The one issue we anticipated was the mesh shaft surround and lattice gates of the car and landings.

These items are no longer permitted under lift regulations, due to the potential for harm that is presented. However, English Heritage (in listed properties) and other conservation trusts, are always keen to retain as many original details as possible and H&S considerations are not always at the forefront of their interest. There are many ways to improve the health and safety of a lift without compromising the aesthetic appeal and we used our experience here to strike the right balance on this often-thorny issue.

We met the Directors of the block who immediately embraced the potential for restoration of the lift car in this environment. We discussed the pros and cons of the lattice gates and despite advice to the contrary by the HSE, the decision was made to retain them and a plan was formed for our appointment, with specifications to be drawn up and prospective contractors to be invited to tender.

Following a competitive tender process, we met with lift contractors and reviewed the merits of the various proposals, finally appointing the contractor who best understood the design intent and importance of retaining character.

The Machine Room

As part of the scheme, the renewal of the lift machine room was undertaken by a building contractor who had already worked successfully at the property.

The removal of the original motor room structure and coordinated installation of the new motor room also fell into our remit as we planned the project from start to finish. The before and after shots are to the left.

The importance of liasing with the lift contractor and the refurbishment team closely throughout this project was critical for its success.

The new machine and control panel are state of the art units, providing excellent ride quality, safety features found on new lift systems and near silent performance. The machine room housing was renewed, offering a space for the engineers to now work on the equipment safely and to enable access to all components, which will aid longevity and improve maintenance standards.

Team Spirit

The installation works were challenging for the lift contractor, with old buildings often throwing curve balls into projects when least expected. The site access and storage was limited, as often happens in city centre projects. The lift installation had accumulated 80 years of grease, dust and grime that needed to be meticulously removed to enable the lift installation to be restored to its former glory.

However, the team delivered, with the onsite Engineer showing dedication, skill and ingenuity to the work, which included taking components home to his workshop to fabricate and refit the following day.

It was this level of teamwork which enabled the lift refurbishment to prove so successful and provide a lift to be proud of once more.

The lift car underwent a full French polish, damaged components were renewed and glazing removed and cleaned, before being reinstated.

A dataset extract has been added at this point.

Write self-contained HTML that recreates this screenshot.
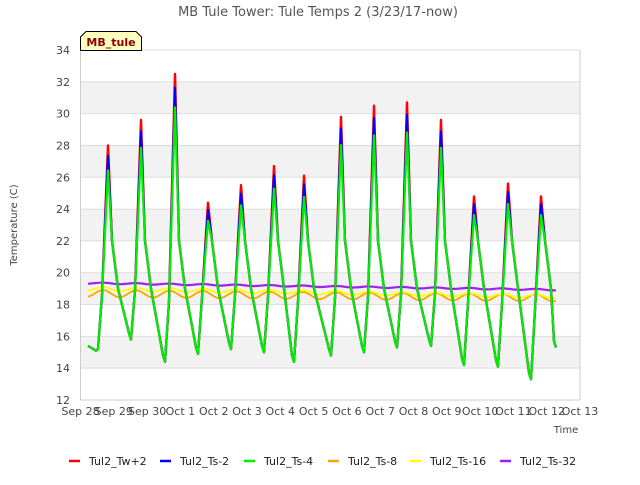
<!DOCTYPE html>
<html><head><meta charset="utf-8"><style>
body{margin:0;width:640px;height:480px;background:#fff;overflow:hidden;font-family:"Liberation Sans","DejaVu Sans",sans-serif}
</style></head><body>
<svg id="s" width="640" height="480" xmlns="http://www.w3.org/2000/svg" font-family="DejaVu Sans, Liberation Sans, sans-serif">
<rect width="640" height="480" fill="#fff"/>
<g id="bands"></g>
<text x="318" y="16" text-anchor="middle" font-size="13" fill="#555">MB Tule Tower: Tule Temps 2 (3/23/17-now)</text>
<text x="17" y="225" font-size="10" fill="#444" text-anchor="middle" transform="rotate(-90 17 225)">Temperature (C)</text>
<text x="566" y="433" font-size="10" fill="#444" text-anchor="middle">Time</text>
<g id="lines"></g>
<path d="M80.5,50.5 L80.5,37 L86,31.5 L136,31.5 L141.5,37 L141.5,50.5 Z" fill="#ffffc0" stroke="#000" stroke-width="1"/>
<text x="111" y="46" text-anchor="middle" font-size="11" font-weight="bold" fill="#8b0000">MB_tule</text>
<g id="legend" font-size="11" fill="#222"></g>
</svg>
<script>
var ns="http://www.w3.org/2000/svg";
function el(t,a,p){var e=document.createElementNS(ns,t);for(var k in a)e.setAttribute(k,a[k]);p.appendChild(e);return e;}
var B=document.getElementById('bands'),L=document.getElementById('lines'),G=document.getElementById('legend');
function Y(t){return 400-(t-12)*350/22;}
for(var t=12;t<=34;t+=2){
 if(t%4==2&&t<34) el('rect',{x:80.5,y:Y(t+2),width:499.5,height:Y(t)-Y(t+2),fill:'#f2f2f2'},B);
 el('line',{x1:80.5,x2:580,y1:Y(t),y2:Y(t),stroke:'#ddd','stroke-width':1},B);
 var tx=el('text',{x:70,y:Y(t)+4,'text-anchor':'end','font-size':11,fill:'#444'},B);tx.textContent=t;
}
el('line',{x1:80.5,x2:80.5,y1:50,y2:400,stroke:'#ccc'},B);
el('line',{x1:580,x2:580,y1:50,y2:400,stroke:'#ccc'},B);
el('line',{x1:80.5,x2:580,y1:400,y2:400,stroke:'#ccc'},B);
var labs=['Sep 28','Sep 29','Sep 30','Oct 1','Oct 2','Oct 3','Oct 4','Oct 5','Oct 6','Oct 7','Oct 8','Oct 9','Oct 10','Oct 11','Oct 12','Oct 13'];
for(var i=0;i<16;i++){var x=80.5+i*499.5/15;var tx=el('text',{x:x,y:415,'text-anchor':'middle','font-size':11,fill:'#444'},B);tx.textContent=labs[i];}
var mins=[[88,15.4],[98,15.2],[131,15.8],[165,14.4],[198,14.9],[231,15.2],[264,15.0],[294,14.4],[331,14.8],[364,15.0],[397,15.3],[431,15.4],[464,14.2],[498,14.1],[531,13.3]];
var peaks=[28,29.6,32.5,24.4,25.5,26.7,26.1,29.8,30.5,30.7,29.6,24.8,25.6,24.8];
function series(f){var p=[[88,15.4],[96,15.1]];
 for(var i=1;i<mins.length;i++){var m=mins[i],pk=peaks[i-1];var xp=m[0]+10;
  p.push([m[0],m[1]]);p.push([m[0]+4,(m[1]+22)/2]);p.push([xp,15+(pk-15)*f]);
  var nx=i+1<mins.length?mins[i+1][0]:556,nv=i+1<mins.length?mins[i+1][1]:15.3;
  p.push([xp+4,22]);p.push([xp+10,19]);p.push([nx-2,nv+0.4]);}
 p.push([556,15.3]);return p;}
function draw(p,c,w){el('polyline',{points:p.map(function(q){return q[0]+','+Y(q[1]).toFixed(1)}).join(' '),fill:'none',stroke:c,'stroke-width':w,'stroke-linejoin':'round'},L);}
function soil(base,amp,drift){var p=[];for(var x=88;x<=556;x+=2){var d=(x-88)/33.3;p.push([x,base+drift*d+amp*Math.sin((d-0.2)*2*Math.PI)]);}return p;}
draw(soil(18.7,0.22,-0.02),'orange',1.8);
draw(soil(19.0,0.12,-0.035),'yellow',1.8);
draw(soil(19.35,0.04,-0.03),'#a020f0',2.2);
draw(series(1),'red',2.4);
draw(series(0.95),'blue',2.2);
draw(series(0.88),'#00ee00',2.2);
var leg=[['red','Tul2_Tw+2',69],['blue','Tul2_Ts-2',160],['#00ee00','Tul2_Ts-4',244],['orange','Tul2_Ts-8',328],['yellow','Tul2_Ts-16',410],['#a020f0','Tul2_Ts-32',500]];
leg.forEach(function(l){el('line',{x1:l[2],x2:l[2]+11,y1:461,y2:461,stroke:l[0],'stroke-width':2.5},G);var t=el('text',{x:l[2]+20,y:465},G);t.textContent=l[1];});
</script>
</body></html>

The original car operating panel was removed, sandblasted, with the components overhauled and the unit reinstated. A position indicator and emergency autodialler system were added to the lift car, whilst a non-contact electronic safety edge was installed at the lift car gate, to stop the car if the beam is broken during travel - greatly reducing the potential shearing hazard risk.

LED shaft lighting was sympathetically installed to offer a bright working environment for operatives without detracting from the shaft lattice work. The lift car top was cleared of all components to restore originality to the lift look and a removable working platform was fabricated. The lift car top controls were skilfully concealed within the lift’s sling with just the mushroom stop switch visible.

The lift had the counterweight replaced to enable the original safe working load to be restored. This was due to the car area being too great for the lower load the car had been rated at.

All EN81-80, health and safety improvements for existing lifts, were addressed wherever possible; counterweight screen, pit stop switches, unintended movement protection, ascending overspeed protection.

The lift was completed on budget, albeit the programme overran for a week due to circumstances beyond the control of the team. However, with the workmanship on display, there was never a question of penalising the lift contractor for this minor project overrun.

Ardent are proud to have managed this project, working with a dedicated team to achieve a sympathetic lift refurbishment for the client.

The client had the following to say on the project:

“We were delighted with both the quality of the final outcome and the management of the work-programme. The project was only a week behind schedule, which is nothing given its complexity. After a few minor teething issues we have a lift, which looks as beautiful when it was originally installed, but now moves with the smoothness of a modern one.”